Depuis plus de trois ans, l’aiguille de l’incongrue tourne dans le vide : c’est la violence gratuite. Le peuple est aux abois, la famine s’est invitée dans le décor. La fuite ou le sauve-qui-peut demeure l’unique solution. Aucune classe sociale n’est épargnée. La balle solitaire n’a ni couleur ni odeur et les accidents se comptent par centaines. Même à l’intérieur de chez soi, la protection est illusoire.
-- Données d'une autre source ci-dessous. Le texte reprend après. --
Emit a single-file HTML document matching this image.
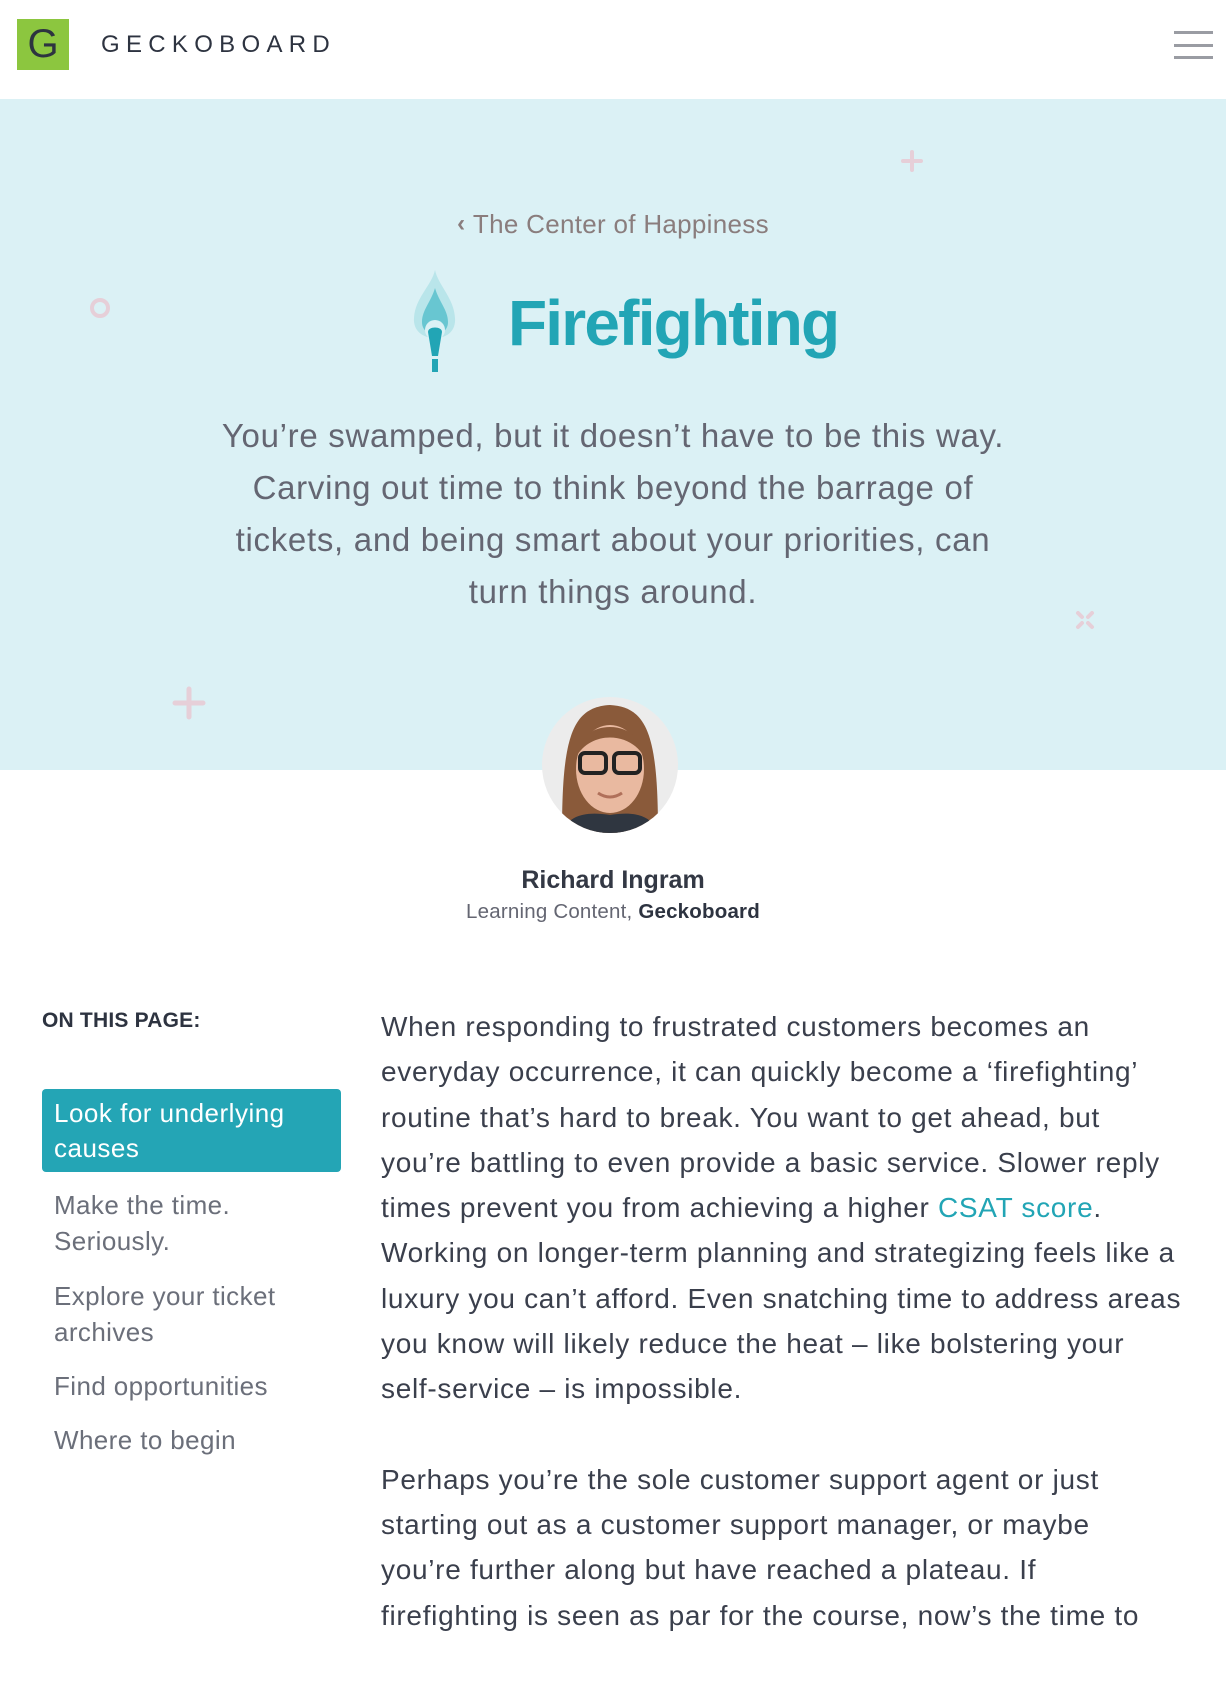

Dans les faits, on parle de trois années de crises, d’autres les étirent sur 37 ans, en l’occurrence, depuis le départ des Duvalier. Mais, personnellement, je pourrais remonter à la naissance même de la nation. Au cours de mes recherches à propos de notre mal-être, j’ai eu à me convaincre de la réalité après la lecture de certains ouvrages, dont le plus accrocheur demeure celui d’Eddy Cavé, « Haiti : Extermination des Pères fondateurs et pratiques d'exclusion », pour lequel j’aurai à rédiger plus tard un article.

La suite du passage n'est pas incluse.